Work to do:
Transcribe the whole listing without a single picture.

======

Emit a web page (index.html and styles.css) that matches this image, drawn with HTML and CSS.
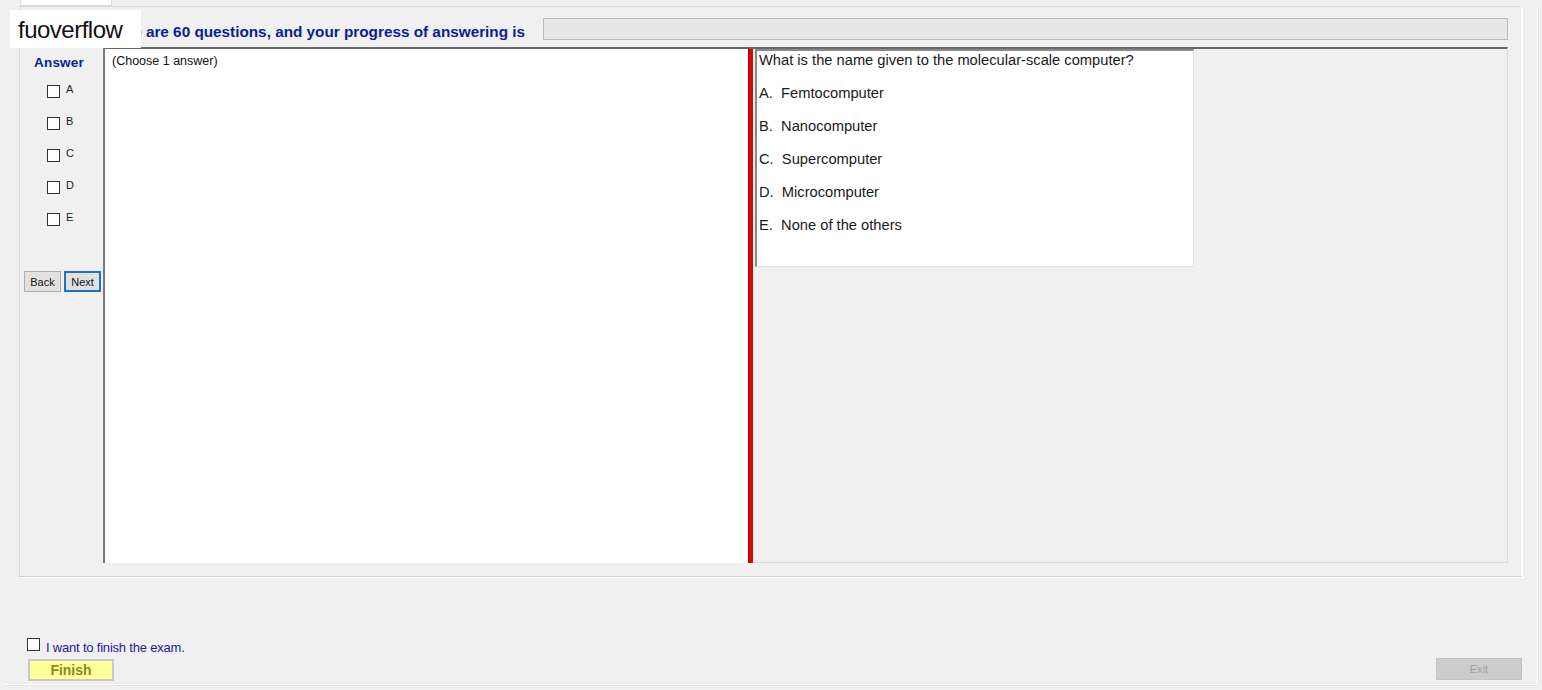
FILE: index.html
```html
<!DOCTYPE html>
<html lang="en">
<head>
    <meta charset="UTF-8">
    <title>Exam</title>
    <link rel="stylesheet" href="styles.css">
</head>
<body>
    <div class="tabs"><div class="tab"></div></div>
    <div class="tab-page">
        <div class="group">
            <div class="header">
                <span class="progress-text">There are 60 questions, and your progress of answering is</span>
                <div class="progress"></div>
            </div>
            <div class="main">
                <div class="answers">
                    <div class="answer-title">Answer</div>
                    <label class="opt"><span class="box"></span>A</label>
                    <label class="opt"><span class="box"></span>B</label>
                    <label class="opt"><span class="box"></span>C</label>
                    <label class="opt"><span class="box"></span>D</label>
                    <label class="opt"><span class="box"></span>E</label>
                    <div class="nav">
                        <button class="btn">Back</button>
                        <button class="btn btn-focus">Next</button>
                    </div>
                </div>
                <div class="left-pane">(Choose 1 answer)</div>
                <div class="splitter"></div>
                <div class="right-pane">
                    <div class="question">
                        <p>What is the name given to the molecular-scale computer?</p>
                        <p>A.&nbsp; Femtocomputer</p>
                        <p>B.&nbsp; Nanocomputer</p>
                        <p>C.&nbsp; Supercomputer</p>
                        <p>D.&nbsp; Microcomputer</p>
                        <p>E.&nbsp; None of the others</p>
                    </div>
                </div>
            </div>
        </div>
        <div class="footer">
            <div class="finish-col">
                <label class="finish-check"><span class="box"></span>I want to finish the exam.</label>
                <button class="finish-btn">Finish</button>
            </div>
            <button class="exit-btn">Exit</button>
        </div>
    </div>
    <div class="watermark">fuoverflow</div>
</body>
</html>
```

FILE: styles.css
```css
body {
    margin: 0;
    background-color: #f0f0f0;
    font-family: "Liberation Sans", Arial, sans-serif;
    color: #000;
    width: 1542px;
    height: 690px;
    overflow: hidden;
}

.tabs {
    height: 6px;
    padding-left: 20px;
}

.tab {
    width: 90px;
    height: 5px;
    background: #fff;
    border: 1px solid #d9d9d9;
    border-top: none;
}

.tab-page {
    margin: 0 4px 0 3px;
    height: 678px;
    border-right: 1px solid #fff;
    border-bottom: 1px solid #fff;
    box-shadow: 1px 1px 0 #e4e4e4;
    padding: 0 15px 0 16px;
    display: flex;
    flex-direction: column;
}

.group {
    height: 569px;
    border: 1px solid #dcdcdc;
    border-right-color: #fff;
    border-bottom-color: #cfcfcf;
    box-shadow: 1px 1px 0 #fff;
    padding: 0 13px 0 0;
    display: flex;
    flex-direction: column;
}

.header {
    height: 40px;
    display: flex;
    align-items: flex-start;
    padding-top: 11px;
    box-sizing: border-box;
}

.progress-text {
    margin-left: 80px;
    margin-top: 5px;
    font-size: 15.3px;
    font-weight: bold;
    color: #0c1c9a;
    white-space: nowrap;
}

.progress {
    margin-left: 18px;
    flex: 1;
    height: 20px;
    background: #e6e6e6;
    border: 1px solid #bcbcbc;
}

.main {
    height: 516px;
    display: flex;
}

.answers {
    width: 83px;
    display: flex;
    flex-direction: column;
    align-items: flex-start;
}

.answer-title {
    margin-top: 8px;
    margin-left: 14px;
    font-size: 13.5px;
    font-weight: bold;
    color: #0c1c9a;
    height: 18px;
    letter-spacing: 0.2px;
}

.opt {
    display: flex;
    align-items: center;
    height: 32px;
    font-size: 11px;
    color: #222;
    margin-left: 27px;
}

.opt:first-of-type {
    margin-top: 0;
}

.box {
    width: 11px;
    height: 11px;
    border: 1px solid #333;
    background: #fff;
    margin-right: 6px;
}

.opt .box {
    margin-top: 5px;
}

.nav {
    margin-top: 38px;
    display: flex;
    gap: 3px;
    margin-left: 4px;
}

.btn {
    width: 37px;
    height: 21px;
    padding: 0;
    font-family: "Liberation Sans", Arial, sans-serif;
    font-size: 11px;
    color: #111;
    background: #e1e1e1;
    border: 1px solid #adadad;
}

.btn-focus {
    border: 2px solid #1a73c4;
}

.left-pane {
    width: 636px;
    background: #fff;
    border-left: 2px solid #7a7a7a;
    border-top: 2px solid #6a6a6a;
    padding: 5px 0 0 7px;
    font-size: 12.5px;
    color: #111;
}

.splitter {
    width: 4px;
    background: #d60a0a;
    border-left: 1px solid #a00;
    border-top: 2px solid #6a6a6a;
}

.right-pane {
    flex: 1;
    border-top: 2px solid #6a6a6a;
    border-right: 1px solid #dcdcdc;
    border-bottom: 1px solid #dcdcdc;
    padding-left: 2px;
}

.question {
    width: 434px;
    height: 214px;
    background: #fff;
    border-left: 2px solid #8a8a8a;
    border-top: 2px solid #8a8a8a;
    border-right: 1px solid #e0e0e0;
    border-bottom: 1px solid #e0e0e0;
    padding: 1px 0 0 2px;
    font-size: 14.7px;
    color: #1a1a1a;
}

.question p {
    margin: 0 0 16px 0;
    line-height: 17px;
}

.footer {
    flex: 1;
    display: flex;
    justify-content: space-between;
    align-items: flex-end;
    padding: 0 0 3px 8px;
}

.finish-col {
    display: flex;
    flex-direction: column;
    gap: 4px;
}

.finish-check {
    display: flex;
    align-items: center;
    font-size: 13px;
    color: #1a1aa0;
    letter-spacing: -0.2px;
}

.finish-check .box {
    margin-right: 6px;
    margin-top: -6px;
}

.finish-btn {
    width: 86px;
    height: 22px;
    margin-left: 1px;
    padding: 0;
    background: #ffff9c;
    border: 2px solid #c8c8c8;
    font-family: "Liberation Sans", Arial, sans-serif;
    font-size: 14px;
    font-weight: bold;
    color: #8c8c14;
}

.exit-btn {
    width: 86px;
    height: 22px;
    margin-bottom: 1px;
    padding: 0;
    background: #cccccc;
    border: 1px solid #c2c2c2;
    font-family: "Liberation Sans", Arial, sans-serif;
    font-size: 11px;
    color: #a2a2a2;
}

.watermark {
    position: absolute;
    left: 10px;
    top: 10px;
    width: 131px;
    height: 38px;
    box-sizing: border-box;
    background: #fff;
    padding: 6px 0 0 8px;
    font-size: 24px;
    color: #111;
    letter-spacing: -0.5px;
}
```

======

Task result:
Emit a web page (index.html and styles.css) that matches this image, drawn with HTML and CSS.
FILE: index.html
```html
<!DOCTYPE html>
<html lang="en">
<head>
    <meta charset="UTF-8">
    <title>Exam</title>
    <link rel="stylesheet" href="styles.css">
</head>
<body>
    <div class="tabs"><div class="tab"></div></div>
    <div class="tab-page">
        <div class="group">
            <div class="header">
                <span class="progress-text">There are 60 questions, and your progress of answering is</span>
                <div class="progress"></div>
            </div>
            <div class="main">
                <div class="answers">
                    <div class="answer-title">Answer</div>
                    <label class="opt"><span class="box"></span>A</label>
                    <label class="opt"><span class="box"></span>B</label>
                    <label class="opt"><span class="box"></span>C</label>
                    <label class="opt"><span class="box"></span>D</label>
                    <label class="opt"><span class="box"></span>E</label>
                    <div class="nav">
                        <button class="btn">Back</button>
                        <button class="btn btn-focus">Next</button>
                    </div>
                </div>
                <div class="left-pane">(Choose 1 answer)</div>
                <div class="splitter"></div>
                <div class="right-pane">
                    <div class="question">
                        <p>What is the name given to the molecular-scale computer?</p>
                        <p>A.&nbsp; Femtocomputer</p>
                        <p>B.&nbsp; Nanocomputer</p>
                        <p>C.&nbsp; Supercomputer</p>
                        <p>D.&nbsp; Microcomputer</p>
                        <p>E.&nbsp; None of the others</p>
                    </div>
                </div>
            </div>
        </div>
        <div class="footer">
            <div class="finish-col">
                <label class="finish-check"><span class="box"></span>I want to finish the exam.</label>
                <button class="finish-btn">Finish</button>
            </div>
            <button class="exit-btn">Exit</button>
        </div>
    </div>
    <div class="watermark">fuoverflow</div>
</body>
</html>
```

FILE: styles.css
```css
body {
    margin: 0;
    background-color: #f0f0f0;
    font-family: "Liberation Sans", Arial, sans-serif;
    color: #000;
    width: 1542px;
    height: 690px;
    overflow: hidden;
}

.tabs {
    height: 6px;
    padding-left: 20px;
}

.tab {
    width: 90px;
    height: 5px;
    background: #fff;
    border: 1px solid #d9d9d9;
    border-top: none;
}

.tab-page {
    margin: 0 4px 0 3px;
    height: 678px;
    border-right: 1px solid #fff;
    border-bottom: 1px solid #fff;
    box-shadow: 1px 1px 0 #e4e4e4;
    padding: 0 15px 0 16px;
    display: flex;
    flex-direction: column;
}

.group {
    height: 569px;
    border: 1px solid #dcdcdc;
    border-right-color: #fff;
    border-bottom-color: #cfcfcf;
    box-shadow: 1px 1px 0 #fff;
    padding: 0 13px 0 0;
    display: flex;
    flex-direction: column;
}

.header {
    height: 40px;
    display: flex;
    align-items: flex-start;
    padding-top: 11px;
    box-sizing: border-box;
}

.progress-text {
    margin-left: 80px;
    margin-top: 5px;
    font-size: 15.3px;
    font-weight: bold;
    color: #0c1c9a;
    white-space: nowrap;
}

.progress {
    margin-left: 18px;
    flex: 1;
    height: 20px;
    background: #e6e6e6;
    border: 1px solid #bcbcbc;
}

.main {
    height: 516px;
    display: flex;
}

.answers {
    width: 83px;
    display: flex;
    flex-direction: column;
    align-items: flex-start;
}

.answer-title {
    margin-top: 8px;
    margin-left: 14px;
    font-size: 13.5px;
    font-weight: bold;
    color: #0c1c9a;
    height: 18px;
    letter-spacing: 0.2px;
}

.opt {
    display: flex;
    align-items: center;
    height: 32px;
    font-size: 11px;
    color: #222;
    margin-left: 27px;
}

.opt:first-of-type {
    margin-top: 0;
}

.box {
    width: 11px;
    height: 11px;
    border: 1px solid #333;
    background: #fff;
    margin-right: 6px;
}

.opt .box {
    margin-top: 5px;
}

.nav {
    margin-top: 38px;
    display: flex;
    gap: 3px;
    margin-left: 4px;
}

.btn {
    width: 37px;
    height: 21px;
    padding: 0;
    font-family: "Liberation Sans", Arial, sans-serif;
    font-size: 11px;
    color: #111;
    background: #e1e1e1;
    border: 1px solid #adadad;
}

.btn-focus {
    border: 2px solid #1a73c4;
}

.left-pane {
    width: 636px;
    background: #fff;
    border-left: 2px solid #7a7a7a;
    border-top: 2px solid #6a6a6a;
    padding: 5px 0 0 7px;
    font-size: 12.5px;
    color: #111;
}

.splitter {
    width: 4px;
    background: #d60a0a;
    border-left: 1px solid #a00;
    border-top: 2px solid #6a6a6a;
}

.right-pane {
    flex: 1;
    border-top: 2px solid #6a6a6a;
    border-right: 1px solid #dcdcdc;
    border-bottom: 1px solid #dcdcdc;
    padding-left: 2px;
}

.question {
    width: 434px;
    height: 214px;
    background: #fff;
    border-left: 2px solid #8a8a8a;
    border-top: 2px solid #8a8a8a;
    border-right: 1px solid #e0e0e0;
    border-bottom: 1px solid #e0e0e0;
    padding: 1px 0 0 2px;
    font-size: 14.7px;
    color: #1a1a1a;
}

.question p {
    margin: 0 0 16px 0;
    line-height: 17px;
}

.footer {
    flex: 1;
    display: flex;
    justify-content: space-between;
    align-items: flex-end;
    padding: 0 0 3px 8px;
}

.finish-col {
    display: flex;
    flex-direction: column;
    gap: 4px;
}

.finish-check {
    display: flex;
    align-items: center;
    font-size: 13px;
    color: #1a1aa0;
    letter-spacing: -0.2px;
}

.finish-check .box {
    margin-right: 6px;
    margin-top: -6px;
}

.finish-btn {
    width: 86px;
    height: 22px;
    margin-left: 1px;
    padding: 0;
    background: #ffff9c;
    border: 2px solid #c8c8c8;
    font-family: "Liberation Sans", Arial, sans-serif;
    font-size: 14px;
    font-weight: bold;
    color: #8c8c14;
}

.exit-btn {
    width: 86px;
    height: 22px;
    margin-bottom: 1px;
    padding: 0;
    background: #cccccc;
    border: 1px solid #c2c2c2;
    font-family: "Liberation Sans", Arial, sans-serif;
    font-size: 11px;
    color: #a2a2a2;
}

.watermark {
    position: absolute;
    left: 10px;
    top: 10px;
    width: 131px;
    height: 38px;
    box-sizing: border-box;
    background: #fff;
    padding: 6px 0 0 8px;
    font-size: 24px;
    color: #111;
    letter-spacing: -0.5px;
}
```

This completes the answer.